Hacker News new | ask | show | jobs
by gmfawcett 1938 days ago
In fairness, you're only seeing 5% of the typos. We caught the other 95% before committing. :)

I love your question, "why not a commit per keypress?", because it raises an interesting follow-up: why not squash and rebase entire months or years of project work into single commits? If squashing is so useful, why do we only apply it at low-grain scales? Could we read and understand massive projects quickly and easily, if they only had a few commits to them?

I'm sure that we don't experiment with larger-scale rebases because of the limitations in the technology -- we all know that we're not supposed to 'git rebase' in public, and why that is. But suppose those obstacles were lifted. Now that we can rebase and rewrite at any time scale, which scale(s) is the right one(s) to choose?

3 comments

> why not squash and rebase entire months or years of project work into single commits?

The argument here is that one should rebase and carefully craft commits that isolates each functional change into a separate commit, where each change is motivated and builds on previous, before pushing anything. Every commit should build cleanly, preferably even pass tests. That makes changes easier to reason about, and enables the use of tools such as bisect. Look at git itself for an example of this type of history.

The counter argument to that was that it presents a false view of history. Maybe there were false starts and mistakes made along the way. Without preserving these to history the reader is left without understanding these. This is not an uncommon argument. Some people argue rebase should never be used.

This view suggests that a more detailed history is preferable. Taken to its logical extreme, that would mean every keypress and editor command.

But "why not delete all of history" is not an example of "carefully crafted commits" taken to an extreme. Quite the opposite.

Basically, you want to keep the history of individual logical patches to the codebase, but not the meta-history of how those patches were made.
It helps to think about how git grew out of an email based workflow.

A commit is essentially an email. It has a sender, date, a subject line and a message body. The commit message format is subject, empty line, body. Think of git repository as an archived mailing list worth of patches.

Much the same as you wouldn't send an email describing several days of work without proofreading it, you should treat your commits the same way. The git design grew out of this usage, which was much harder in something like Subversion.

No one would send an email to the kernel mailing list suggesting a patch set that included errors, false starts, and reverts. That would waste reviewers' time. Code history is a craft to aid understading the code, it is not an undo log.

> it raises an interesting follow-up: why not squash and rebase entire months or years of project work into single commits?

That's effectively what happened before version control/before the small-scale rebases we enjoy now were possible. And the reason is that it's hugely valuable in certain circumstances to be able to see some granularity of the history. (Though clearly people disagree about what the grain size should be.)

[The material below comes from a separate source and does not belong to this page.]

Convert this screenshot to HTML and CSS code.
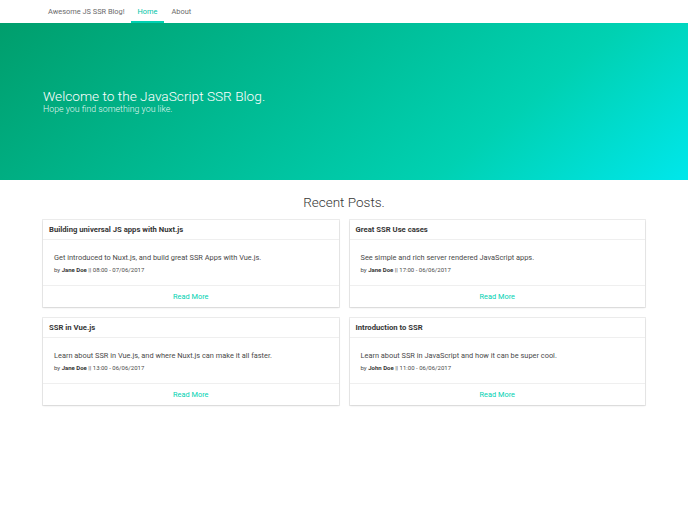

> Could we read and understand massive projects quickly and easily, if they only had a few commits to them?

I don't think so. The current state is visible at the top of the git tree regardless. History comes in when you are trying to understand why the state is what it is. Usually this is for troubleshooting in my experience, but sometimes also when doing a refactor. Meaningful commit messages attached to meaningfully-clumped patches are, in my opinion, absolute gold in those cases.

There's little benefit to squashing down a year's worth of work into 5 commits because you can just as easily tag each of those 5 commits with a version number, give it a little write up, and call it a release.

I think the reason to squash commits is to cut out the noisy bits that were only useful to the original developer that day and create a timeline that's helpful for future readers. It doesn't really make sense to get more granular than the level of a single commit with a good comment and a small set of cohesive changes. So you store your history at that granular level and you can take care of the rest with tags, minor and major versions, etc.